Bei Berücksichtigung des Umfangs des beiderseitigen Obsiegens ist es gerechtfertigt, dass die Antragsgegnerin die außergerichtlichen Kosten des erstinstanzlichen Verfahrens trägt (§ 197a SGG iVm § 154 Abs 1 Satz 1 Verwaltungsgerichtsordnung VwGO ) und die außergerichtlichen Kosten des Beschwerdeverfahrens gegeneinander aufgehoben werden (§ 197a SGG iVm § 155 Abs 1 Satz 1 VwGO).

Einer Streitwertfestsetzung bedarf es nicht, da weder Gerichtskosten noch Rechtsanwaltskosten anfallen; der Streitwertbeschluss des SG war daher aufzuheben.

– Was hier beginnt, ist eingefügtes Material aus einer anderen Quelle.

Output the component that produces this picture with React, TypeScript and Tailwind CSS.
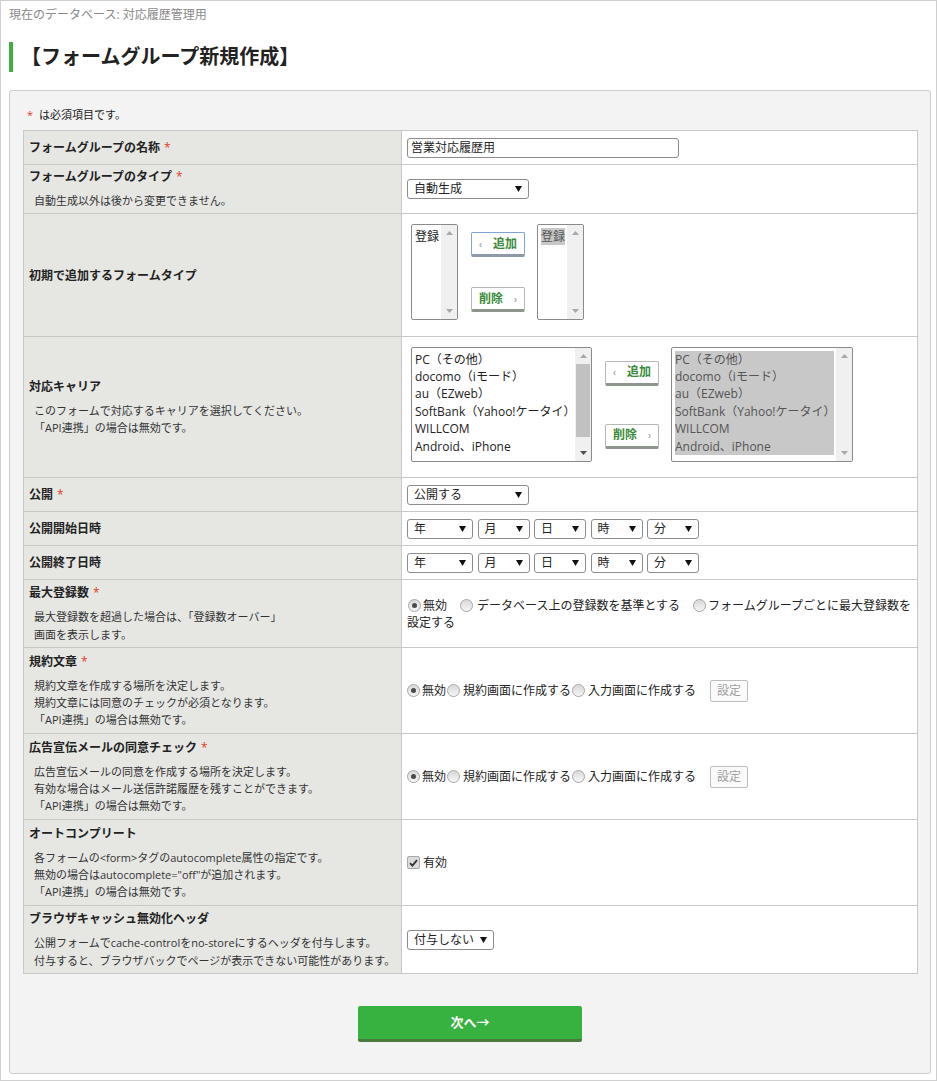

Soweit sich die Antragstellerin gegen die Sollstellung in Höhe von 363, EUR durch die Landesjustizkasse wendet, ist eine Entscheidung im Beschwerdeverfahren nicht zu treffen. Diesbezüglich wäre die Beschwerde unzulässig, weil Einwendungen gegen Kostenforderungen der Gerichtskasse nur im Wege der Erinnerung bei dem Gericht geltend gemacht werden können, bei dem die Kosten angesetzt sind (§ 66 Abs 1 Satz 1 GKG); dh hinsichtlich der 363, EUR beim SG. Das Vorbringen der Antragstellerin hinsichtlich der Streichung der Sollstellung der 363, EUR ist aber nicht als im Verhältnis zum Antrag auf Änderung der erstinstanzlichen Kostenentscheidung zusätzlicher Antrag im Beschwerdeverfahren zu werten; die Landesjustizkasse wird im Hinblick auf die Kostenentscheidung des vorliegenden Beschlusses die Sollstellung ohne weiteres rückgängig zu machen haben.

Dieser Beschluss ist nicht mit der Beschwerde beim Bundessozialgericht anfechtbar (§ 177 SGG).